— BEGIN —

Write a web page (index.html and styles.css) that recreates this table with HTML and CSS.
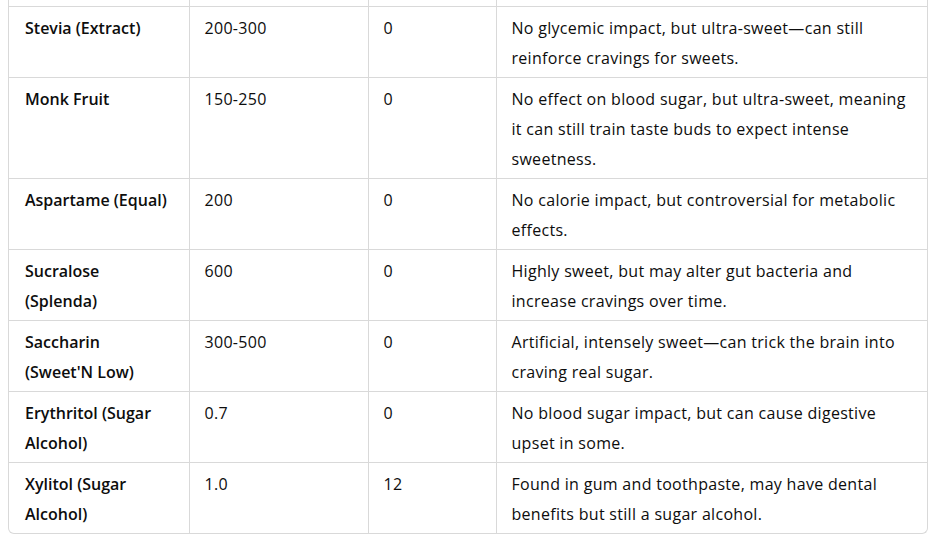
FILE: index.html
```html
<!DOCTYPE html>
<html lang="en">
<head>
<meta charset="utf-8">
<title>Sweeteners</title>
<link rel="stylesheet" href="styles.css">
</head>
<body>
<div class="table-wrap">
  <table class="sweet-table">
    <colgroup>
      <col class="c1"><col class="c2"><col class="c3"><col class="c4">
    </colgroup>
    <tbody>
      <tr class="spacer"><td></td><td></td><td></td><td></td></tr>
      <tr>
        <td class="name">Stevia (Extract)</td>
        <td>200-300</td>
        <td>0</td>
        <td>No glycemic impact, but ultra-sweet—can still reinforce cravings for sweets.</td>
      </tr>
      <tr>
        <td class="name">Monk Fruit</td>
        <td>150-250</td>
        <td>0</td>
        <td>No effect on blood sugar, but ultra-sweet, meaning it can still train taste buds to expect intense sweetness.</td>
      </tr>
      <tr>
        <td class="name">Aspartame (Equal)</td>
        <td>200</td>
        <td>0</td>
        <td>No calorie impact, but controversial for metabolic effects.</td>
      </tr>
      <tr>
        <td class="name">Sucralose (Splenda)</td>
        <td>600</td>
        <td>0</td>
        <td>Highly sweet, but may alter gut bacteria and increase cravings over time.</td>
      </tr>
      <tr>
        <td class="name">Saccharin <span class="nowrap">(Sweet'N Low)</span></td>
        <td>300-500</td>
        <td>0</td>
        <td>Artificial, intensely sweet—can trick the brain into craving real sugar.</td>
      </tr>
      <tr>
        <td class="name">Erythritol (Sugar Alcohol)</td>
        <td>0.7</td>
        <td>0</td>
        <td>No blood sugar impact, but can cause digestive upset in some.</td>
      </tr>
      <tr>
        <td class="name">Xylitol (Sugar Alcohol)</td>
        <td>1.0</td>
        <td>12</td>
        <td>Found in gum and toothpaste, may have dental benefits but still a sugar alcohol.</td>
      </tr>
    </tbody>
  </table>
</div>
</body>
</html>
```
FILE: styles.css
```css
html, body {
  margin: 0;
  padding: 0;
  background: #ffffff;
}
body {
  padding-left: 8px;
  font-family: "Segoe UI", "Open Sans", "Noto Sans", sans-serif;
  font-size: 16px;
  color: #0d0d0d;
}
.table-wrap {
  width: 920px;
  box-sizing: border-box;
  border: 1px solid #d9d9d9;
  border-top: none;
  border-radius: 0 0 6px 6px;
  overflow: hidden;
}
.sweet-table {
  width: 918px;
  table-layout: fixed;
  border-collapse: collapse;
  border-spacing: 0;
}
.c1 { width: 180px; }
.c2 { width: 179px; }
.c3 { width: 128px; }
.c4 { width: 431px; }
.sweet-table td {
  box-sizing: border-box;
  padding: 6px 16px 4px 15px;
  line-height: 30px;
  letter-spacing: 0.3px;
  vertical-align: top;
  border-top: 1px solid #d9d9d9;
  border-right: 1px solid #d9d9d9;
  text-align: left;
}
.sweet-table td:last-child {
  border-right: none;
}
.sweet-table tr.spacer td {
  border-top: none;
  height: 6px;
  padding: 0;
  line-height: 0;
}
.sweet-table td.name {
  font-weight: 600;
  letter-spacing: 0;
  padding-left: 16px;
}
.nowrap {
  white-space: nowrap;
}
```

— END —

Every line above should be repeated exactly; pictures stay out of the copy.

Write a web page (index.html and styles.css) that recreates this table with HTML and CSS.
FILE: index.html
```html
<!DOCTYPE html>
<html lang="en">
<head>
<meta charset="utf-8">
<title>Sweeteners</title>
<link rel="stylesheet" href="styles.css">
</head>
<body>
<div class="table-wrap">
  <table class="sweet-table">
    <colgroup>
      <col class="c1"><col class="c2"><col class="c3"><col class="c4">
    </colgroup>
    <tbody>
      <tr class="spacer"><td></td><td></td><td></td><td></td></tr>
      <tr>
        <td class="name">Stevia (Extract)</td>
        <td>200-300</td>
        <td>0</td>
        <td>No glycemic impact, but ultra-sweet—can still reinforce cravings for sweets.</td>
      </tr>
      <tr>
        <td class="name">Monk Fruit</td>
        <td>150-250</td>
        <td>0</td>
        <td>No effect on blood sugar, but ultra-sweet, meaning it can still train taste buds to expect intense sweetness.</td>
      </tr>
      <tr>
        <td class="name">Aspartame (Equal)</td>
        <td>200</td>
        <td>0</td>
        <td>No calorie impact, but controversial for metabolic effects.</td>
      </tr>
      <tr>
        <td class="name">Sucralose (Splenda)</td>
        <td>600</td>
        <td>0</td>
        <td>Highly sweet, but may alter gut bacteria and increase cravings over time.</td>
      </tr>
      <tr>
        <td class="name">Saccharin <span class="nowrap">(Sweet'N Low)</span></td>
        <td>300-500</td>
        <td>0</td>
        <td>Artificial, intensely sweet—can trick the brain into craving real sugar.</td>
      </tr>
      <tr>
        <td class="name">Erythritol (Sugar Alcohol)</td>
        <td>0.7</td>
        <td>0</td>
        <td>No blood sugar impact, but can cause digestive upset in some.</td>
      </tr>
      <tr>
        <td class="name">Xylitol (Sugar Alcohol)</td>
        <td>1.0</td>
        <td>12</td>
        <td>Found in gum and toothpaste, may have dental benefits but still a sugar alcohol.</td>
      </tr>
    </tbody>
  </table>
</div>
</body>
</html>
```
FILE: styles.css
```css
html, body {
  margin: 0;
  padding: 0;
  background: #ffffff;
}
body {
  padding-left: 8px;
  font-family: "Segoe UI", "Open Sans", "Noto Sans", sans-serif;
  font-size: 16px;
  color: #0d0d0d;
}
.table-wrap {
  width: 920px;
  box-sizing: border-box;
  border: 1px solid #d9d9d9;
  border-top: none;
  border-radius: 0 0 6px 6px;
  overflow: hidden;
}
.sweet-table {
  width: 918px;
  table-layout: fixed;
  border-collapse: collapse;
  border-spacing: 0;
}
.c1 { width: 180px; }
.c2 { width: 179px; }
.c3 { width: 128px; }
.c4 { width: 431px; }
.sweet-table td {
  box-sizing: border-box;
  padding: 6px 16px 4px 15px;
  line-height: 30px;
  letter-spacing: 0.3px;
  vertical-align: top;
  border-top: 1px solid #d9d9d9;
  border-right: 1px solid #d9d9d9;
  text-align: left;
}
.sweet-table td:last-child {
  border-right: none;
}
.sweet-table tr.spacer td {
  border-top: none;
  height: 6px;
  padding: 0;
  line-height: 0;
}
.sweet-table td.name {
  font-weight: 600;
  letter-spacing: 0;
  padding-left: 16px;
}
.nowrap {
  white-space: nowrap;
}
```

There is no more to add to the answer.